I’d build a room of tunes and wallpaper it with every song we’ve ever shared with those we’ve loved, and I’d sing in it. I’d sing of pain and misery, of beautiful moments and intimate memories. I’d sing of happiness and laughter, of heartbreak and tears, but mostly I’d sing of loss.
We lose so much with love. Our futures, of course. And our hearts. Sometimes our minds and memories.
But must love take our songs as well? That’s just cruel.

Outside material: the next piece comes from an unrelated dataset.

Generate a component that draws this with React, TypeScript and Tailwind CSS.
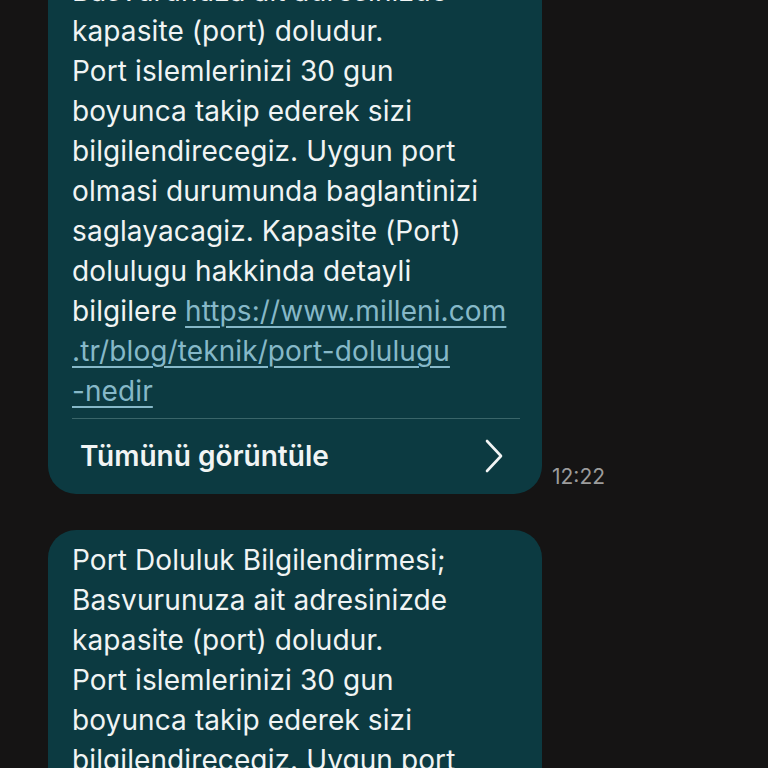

I often stare at the wall and wonder if old lovers listen to our music. Do they still recite our lyrics or remember our rhythms? What happens when they sway to a previous lover’s dance or share a new lover’s earbuds? What happens when they’ve sold their cassette player in a garage sale and all the mixtapes we made them unspool in a shoebox? Do they still hear our songs?
Do we?
Can we listen again and hear the same song in the same way with the same feeling? Once we’ve shared it, can we ever take it back? Can we sing along despite the loss or echo the sentiment of simpler times?
I think not.
When we share a song, we give it away. No matter how long it might have been ours, it now belongs to us, even if us is no longer a functioning entity. And we’ll despair that “functioning entity” is a horribly unpoetic phrase, and it would never work in a song, but, even while we’re lamenting a song’s loss, our unlyrical minds may commandeer our fingers… But we digress.

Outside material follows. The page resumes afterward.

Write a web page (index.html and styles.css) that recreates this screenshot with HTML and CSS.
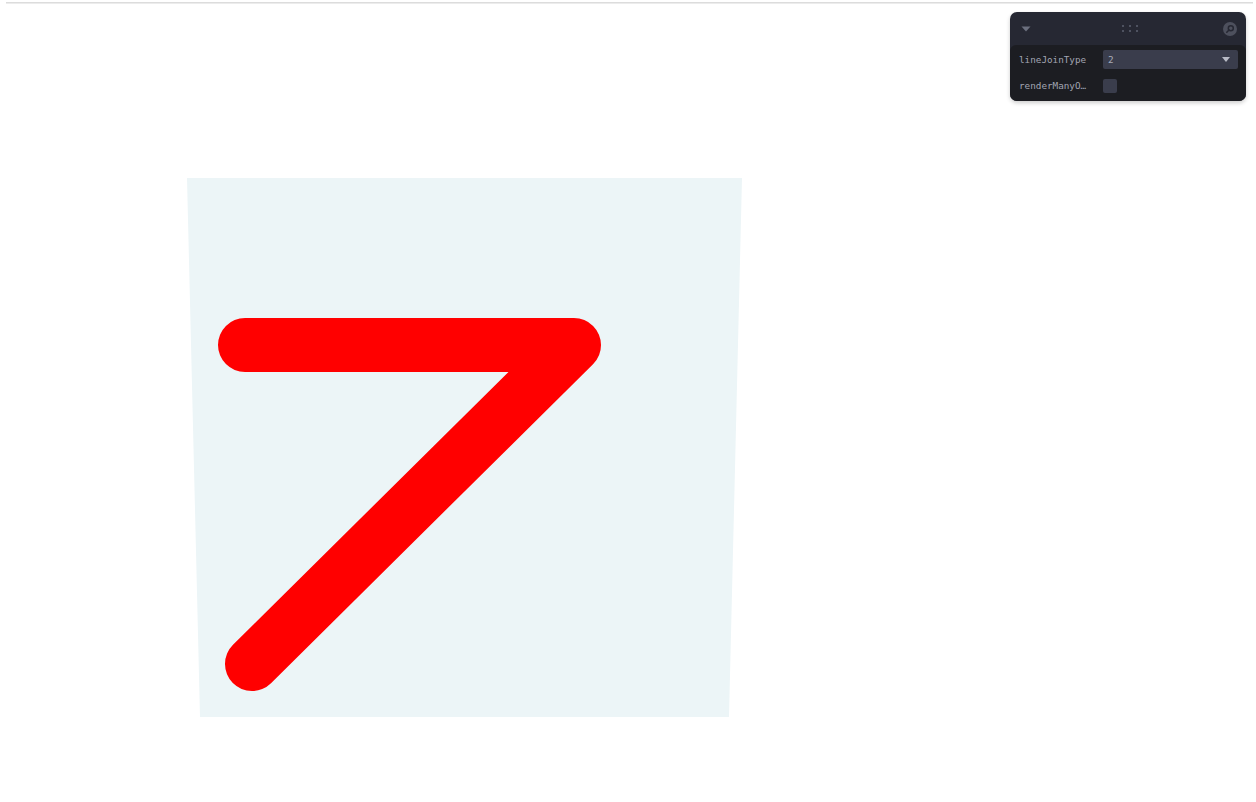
FILE: index.html
```html
<!DOCTYPE html>
<html>
<head>
<meta charset="utf-8">
<link rel="stylesheet" href="styles.css">
</head>
<body>
<div class="rule"></div>
<svg class="stage" width="1256" height="796" viewBox="0 4 1256 796">
  <polygon points="187,178 742,178 729,717 200,717" fill="#ecf5f7"/>
  <polyline points="245,345 574,345 252,664" fill="none" stroke="#ff0000" stroke-width="54" stroke-linecap="round" stroke-linejoin="round"/>
</svg>
<div class="pane">
  <div class="pane-head">
    <svg class="fold" width="10" height="6" viewBox="0 0 10 6"><path d="M0.5 0.5 H9.5 L5 5.5 Z" fill="#6b6f7e"/></svg>
    <svg class="grip" width="18" height="9" viewBox="0 0 18 9">
      <circle cx="2" cy="2" r="1" fill="#5c6070"/><circle cx="9" cy="2" r="1" fill="#5c6070"/><circle cx="16" cy="2" r="1" fill="#5c6070"/>
      <circle cx="2" cy="7" r="1" fill="#5c6070"/><circle cx="9" cy="7" r="1" fill="#5c6070"/><circle cx="16" cy="7" r="1" fill="#5c6070"/>
    </svg>
    <svg class="search" width="14" height="14" viewBox="0 0 14 14">
      <circle cx="7" cy="7" r="7" fill="#4d505d"/>
      <circle cx="7.8" cy="6.2" r="2.5" fill="none" stroke="#262833" stroke-width="1.5"/>
      <path d="M6 8 L3.8 10.2" stroke="#262833" stroke-width="1.6" stroke-linecap="round"/>
    </svg>
  </div>
  <div class="pane-body">
    <div class="row">
      <span class="label">lineJoinType</span>
      <div class="select"><span>2</span><svg width="8" height="5" viewBox="0 0 8 5"><path d="M0 0 H8 L4 5 Z" fill="#b8bbc6"/></svg></div>
    </div>
    <div class="row">
      <span class="label">renderManyO…</span>
      <div class="check"></div>
    </div>
  </div>
</div>
</body>
</html>
```
FILE: styles.css
```css
html, body {
  margin: 0;
  padding: 0;
  background: #ffffff;
  width: 1256px;
  height: 802px;
  overflow: hidden;
  position: relative;
}
.rule {
  margin: 2px 3px 0 6px;
  height: 1px;
  background: #dcdcdc;
  border-bottom: 1px solid #ececec;
}
.stage {
  display: block;
}
.pane {
  position: absolute;
  left: 1010px;
  top: 12px;
  width: 236px;
  height: 89px;
  background: #262833;
  border-radius: 7px;
  box-shadow: 0 2px 4px rgba(0,0,0,0.2);
  display: flex;
  flex-direction: column;
  overflow: hidden;
  font-family: "DejaVu Sans Mono", "Liberation Mono", monospace;
}
.pane-head {
  height: 33px;
  display: flex;
  align-items: center;
  justify-content: space-between;
  padding: 0 9px 0 11px;
  flex: none;
}
.fold { display: block; margin-top: 1px; }
.grip { display: block; margin-left: 6px; }
.search { display: block; }
.pane-body {
  flex: 1;
  background: #1c1d22;
  border-radius: 6px 6px 0 0;
  padding: 5px 8px 0 9px;
  display: flex;
  flex-direction: column;
  gap: 7px;
}
.row {
  display: flex;
  align-items: center;
  height: 19px;
}
.label {
  width: 84px;
  font-size: 9.3px;
  color: #a2a5b2;
  white-space: nowrap;
}
.select {
  width: 135px;
  height: 19px;
  background: #3a3d4c;
  border-radius: 2px;
  display: flex;
  align-items: center;
  justify-content: space-between;
  padding: 0 8px 0 5px;
  box-sizing: border-box;
  font-size: 9.3px;
  color: #a9acb9;
}
.select svg { display: block; }
.check {
  width: 14px;
  height: 14px;
  background: #3a3d4c;
  border-radius: 2px;
}
```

When we give a song away, when we wallpaper it to a certain romantic era, when we tie it like a ribbon to another’s soul or hang it on another human’s hook, can we ever have it back?
Or is it lost forever? And if it’s lost, are we not lost as well?

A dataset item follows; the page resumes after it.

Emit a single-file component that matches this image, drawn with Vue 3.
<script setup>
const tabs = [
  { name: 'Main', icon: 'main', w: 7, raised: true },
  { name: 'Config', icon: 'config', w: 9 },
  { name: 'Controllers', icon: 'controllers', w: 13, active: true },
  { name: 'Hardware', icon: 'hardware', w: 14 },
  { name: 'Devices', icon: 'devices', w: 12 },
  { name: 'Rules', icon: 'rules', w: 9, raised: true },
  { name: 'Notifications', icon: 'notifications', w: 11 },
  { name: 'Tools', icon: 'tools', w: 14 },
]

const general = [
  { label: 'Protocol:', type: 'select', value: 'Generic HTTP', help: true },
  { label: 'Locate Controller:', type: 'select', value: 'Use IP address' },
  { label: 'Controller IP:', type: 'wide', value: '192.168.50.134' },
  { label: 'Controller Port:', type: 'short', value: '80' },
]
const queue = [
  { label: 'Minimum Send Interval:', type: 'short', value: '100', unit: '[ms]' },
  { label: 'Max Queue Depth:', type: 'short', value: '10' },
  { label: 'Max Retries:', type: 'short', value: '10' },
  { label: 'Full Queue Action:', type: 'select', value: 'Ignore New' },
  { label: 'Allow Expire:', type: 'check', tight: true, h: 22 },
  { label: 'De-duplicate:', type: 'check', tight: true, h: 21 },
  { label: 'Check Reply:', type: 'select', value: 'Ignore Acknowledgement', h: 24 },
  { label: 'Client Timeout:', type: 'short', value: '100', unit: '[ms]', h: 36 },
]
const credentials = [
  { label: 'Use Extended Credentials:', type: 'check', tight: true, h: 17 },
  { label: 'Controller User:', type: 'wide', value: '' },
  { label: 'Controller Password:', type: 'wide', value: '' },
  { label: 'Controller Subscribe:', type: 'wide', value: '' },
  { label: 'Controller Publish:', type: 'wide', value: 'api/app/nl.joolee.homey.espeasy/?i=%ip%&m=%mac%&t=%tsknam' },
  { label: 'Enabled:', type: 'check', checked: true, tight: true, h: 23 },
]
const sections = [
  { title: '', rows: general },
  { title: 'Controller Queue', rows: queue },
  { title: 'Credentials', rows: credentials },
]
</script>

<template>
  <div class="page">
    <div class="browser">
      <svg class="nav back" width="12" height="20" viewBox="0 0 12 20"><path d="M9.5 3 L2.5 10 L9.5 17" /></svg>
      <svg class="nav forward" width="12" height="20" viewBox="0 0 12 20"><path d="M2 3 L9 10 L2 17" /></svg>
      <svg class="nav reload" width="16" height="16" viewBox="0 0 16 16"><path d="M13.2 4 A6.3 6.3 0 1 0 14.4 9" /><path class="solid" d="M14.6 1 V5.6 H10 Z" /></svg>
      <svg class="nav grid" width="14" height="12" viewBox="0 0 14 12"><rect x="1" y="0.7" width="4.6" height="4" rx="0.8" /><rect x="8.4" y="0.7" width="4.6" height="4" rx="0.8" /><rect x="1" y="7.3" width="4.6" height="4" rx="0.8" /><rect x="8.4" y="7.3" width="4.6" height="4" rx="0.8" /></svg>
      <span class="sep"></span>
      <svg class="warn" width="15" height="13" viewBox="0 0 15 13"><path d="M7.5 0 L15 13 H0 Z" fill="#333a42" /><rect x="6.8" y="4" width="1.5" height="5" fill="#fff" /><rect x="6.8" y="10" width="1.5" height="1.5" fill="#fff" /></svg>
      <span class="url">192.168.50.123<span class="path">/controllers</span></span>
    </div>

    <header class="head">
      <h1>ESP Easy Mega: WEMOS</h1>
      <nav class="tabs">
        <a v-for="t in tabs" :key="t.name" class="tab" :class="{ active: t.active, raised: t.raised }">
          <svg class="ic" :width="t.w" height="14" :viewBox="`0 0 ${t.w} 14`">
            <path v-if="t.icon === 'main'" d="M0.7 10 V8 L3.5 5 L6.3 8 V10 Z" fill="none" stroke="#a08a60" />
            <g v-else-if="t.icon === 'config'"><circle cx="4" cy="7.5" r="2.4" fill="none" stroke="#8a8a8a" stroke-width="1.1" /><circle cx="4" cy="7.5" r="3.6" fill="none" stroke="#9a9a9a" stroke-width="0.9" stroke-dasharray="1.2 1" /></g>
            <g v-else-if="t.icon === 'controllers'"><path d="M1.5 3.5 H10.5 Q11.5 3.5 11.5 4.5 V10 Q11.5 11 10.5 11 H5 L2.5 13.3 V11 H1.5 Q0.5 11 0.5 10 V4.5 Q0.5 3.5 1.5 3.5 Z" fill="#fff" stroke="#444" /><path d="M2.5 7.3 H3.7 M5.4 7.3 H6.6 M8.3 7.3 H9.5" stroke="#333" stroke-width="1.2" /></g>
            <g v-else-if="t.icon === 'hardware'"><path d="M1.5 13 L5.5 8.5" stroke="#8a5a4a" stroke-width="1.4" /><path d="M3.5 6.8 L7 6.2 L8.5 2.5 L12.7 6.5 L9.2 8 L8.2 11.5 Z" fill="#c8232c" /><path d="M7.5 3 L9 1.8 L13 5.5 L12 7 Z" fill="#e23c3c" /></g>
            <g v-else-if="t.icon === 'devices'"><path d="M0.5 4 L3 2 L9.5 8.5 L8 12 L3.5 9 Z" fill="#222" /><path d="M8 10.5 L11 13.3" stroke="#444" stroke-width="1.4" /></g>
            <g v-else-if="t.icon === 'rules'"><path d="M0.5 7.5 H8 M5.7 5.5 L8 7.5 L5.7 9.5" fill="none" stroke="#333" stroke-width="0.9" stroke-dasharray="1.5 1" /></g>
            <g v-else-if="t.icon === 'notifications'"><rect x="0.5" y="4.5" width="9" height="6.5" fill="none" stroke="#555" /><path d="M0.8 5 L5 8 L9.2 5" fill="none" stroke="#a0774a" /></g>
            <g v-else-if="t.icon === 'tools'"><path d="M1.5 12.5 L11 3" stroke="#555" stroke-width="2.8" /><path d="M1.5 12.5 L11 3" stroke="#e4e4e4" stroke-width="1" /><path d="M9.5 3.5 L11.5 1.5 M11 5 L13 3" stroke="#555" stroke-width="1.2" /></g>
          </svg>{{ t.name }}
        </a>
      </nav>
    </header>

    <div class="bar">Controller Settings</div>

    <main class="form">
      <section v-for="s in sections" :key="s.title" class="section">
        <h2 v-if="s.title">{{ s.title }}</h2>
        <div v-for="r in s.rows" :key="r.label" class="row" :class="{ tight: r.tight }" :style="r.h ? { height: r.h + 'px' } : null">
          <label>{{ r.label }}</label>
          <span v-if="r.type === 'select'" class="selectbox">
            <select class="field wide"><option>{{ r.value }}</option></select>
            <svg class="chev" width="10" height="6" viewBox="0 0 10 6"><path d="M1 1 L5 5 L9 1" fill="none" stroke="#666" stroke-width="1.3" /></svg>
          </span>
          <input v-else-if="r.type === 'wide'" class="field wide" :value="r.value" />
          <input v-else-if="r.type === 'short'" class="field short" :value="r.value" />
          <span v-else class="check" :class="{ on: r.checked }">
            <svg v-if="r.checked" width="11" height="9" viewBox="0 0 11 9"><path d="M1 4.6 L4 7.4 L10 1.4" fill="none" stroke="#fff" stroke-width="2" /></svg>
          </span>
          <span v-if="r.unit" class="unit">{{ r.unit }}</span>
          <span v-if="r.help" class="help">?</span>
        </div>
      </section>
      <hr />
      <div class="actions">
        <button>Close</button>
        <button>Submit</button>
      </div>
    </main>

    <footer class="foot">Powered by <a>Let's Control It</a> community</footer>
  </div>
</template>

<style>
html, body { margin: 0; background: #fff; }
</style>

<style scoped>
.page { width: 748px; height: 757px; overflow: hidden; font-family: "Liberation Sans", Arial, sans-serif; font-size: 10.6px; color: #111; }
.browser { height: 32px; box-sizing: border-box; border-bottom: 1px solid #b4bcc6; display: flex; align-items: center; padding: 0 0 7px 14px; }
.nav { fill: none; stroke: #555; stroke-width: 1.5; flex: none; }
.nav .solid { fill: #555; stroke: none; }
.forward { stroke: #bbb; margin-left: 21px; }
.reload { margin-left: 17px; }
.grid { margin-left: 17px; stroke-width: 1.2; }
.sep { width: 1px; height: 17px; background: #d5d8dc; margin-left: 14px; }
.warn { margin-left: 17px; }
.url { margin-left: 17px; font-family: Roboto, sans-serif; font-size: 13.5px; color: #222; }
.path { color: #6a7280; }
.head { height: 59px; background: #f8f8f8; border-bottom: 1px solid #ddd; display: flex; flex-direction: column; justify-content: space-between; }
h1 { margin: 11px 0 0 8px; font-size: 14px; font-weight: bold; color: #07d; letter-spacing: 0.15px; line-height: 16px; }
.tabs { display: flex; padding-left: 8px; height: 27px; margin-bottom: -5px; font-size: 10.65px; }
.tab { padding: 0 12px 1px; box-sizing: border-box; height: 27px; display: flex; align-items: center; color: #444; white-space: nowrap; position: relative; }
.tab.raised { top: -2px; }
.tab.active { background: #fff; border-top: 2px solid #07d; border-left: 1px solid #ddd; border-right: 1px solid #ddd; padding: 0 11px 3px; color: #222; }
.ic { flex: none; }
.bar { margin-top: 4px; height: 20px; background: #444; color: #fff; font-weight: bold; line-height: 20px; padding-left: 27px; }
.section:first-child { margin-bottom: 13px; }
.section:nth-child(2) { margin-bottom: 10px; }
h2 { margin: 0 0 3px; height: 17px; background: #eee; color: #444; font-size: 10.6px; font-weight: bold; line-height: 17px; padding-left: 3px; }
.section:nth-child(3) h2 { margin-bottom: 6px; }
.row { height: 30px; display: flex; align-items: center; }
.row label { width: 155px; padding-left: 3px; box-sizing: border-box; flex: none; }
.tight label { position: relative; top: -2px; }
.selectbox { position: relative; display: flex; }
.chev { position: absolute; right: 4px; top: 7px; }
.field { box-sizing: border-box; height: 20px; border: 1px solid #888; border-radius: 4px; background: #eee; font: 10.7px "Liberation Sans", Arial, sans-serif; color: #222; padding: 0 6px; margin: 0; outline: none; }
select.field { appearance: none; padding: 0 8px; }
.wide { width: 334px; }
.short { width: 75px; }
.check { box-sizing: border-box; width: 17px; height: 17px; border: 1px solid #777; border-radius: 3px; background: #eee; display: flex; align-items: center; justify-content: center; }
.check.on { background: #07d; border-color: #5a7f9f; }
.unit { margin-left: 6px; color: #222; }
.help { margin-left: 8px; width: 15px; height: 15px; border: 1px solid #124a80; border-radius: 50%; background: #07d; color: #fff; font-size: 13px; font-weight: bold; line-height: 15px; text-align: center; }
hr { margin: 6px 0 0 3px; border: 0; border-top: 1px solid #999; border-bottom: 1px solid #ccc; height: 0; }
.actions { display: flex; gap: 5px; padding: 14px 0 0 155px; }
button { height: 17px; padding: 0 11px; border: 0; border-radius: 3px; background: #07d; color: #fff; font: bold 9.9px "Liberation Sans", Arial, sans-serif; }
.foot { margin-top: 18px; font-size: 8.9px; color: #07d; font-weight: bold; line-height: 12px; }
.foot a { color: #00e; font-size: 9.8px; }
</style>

And at what point do we tire of losing?
At what point do we stop playing the game?
Autumn is upon us. There are so many songs of autumns past. So many songs, as Elton sang, that said so much. So many parts of ourselves given away to those who, if they haven’t already, will one day wallpaper over our memories with newer songs from newer loves.
I, for one, am tired of losing. I’m weary of playing the game. I’m sad for the songs lost and the loves gone, the efforts and the smiles and the comfy coffee moments that, to put it musically with a phrase I’ll never use properly, poco a poco dimmuendo, only to crescendo in heartbreaking moments of breathless recollection.
That wasn’t very musical. That’s why I began with, “If I could sing…”
Yet I will sing a song for lost songs. And even that song, too, will one day be scraped off time’s wall with a rusty razor blade.
Because songs die like Autumn leaves. As do memories. As, I fear, does love.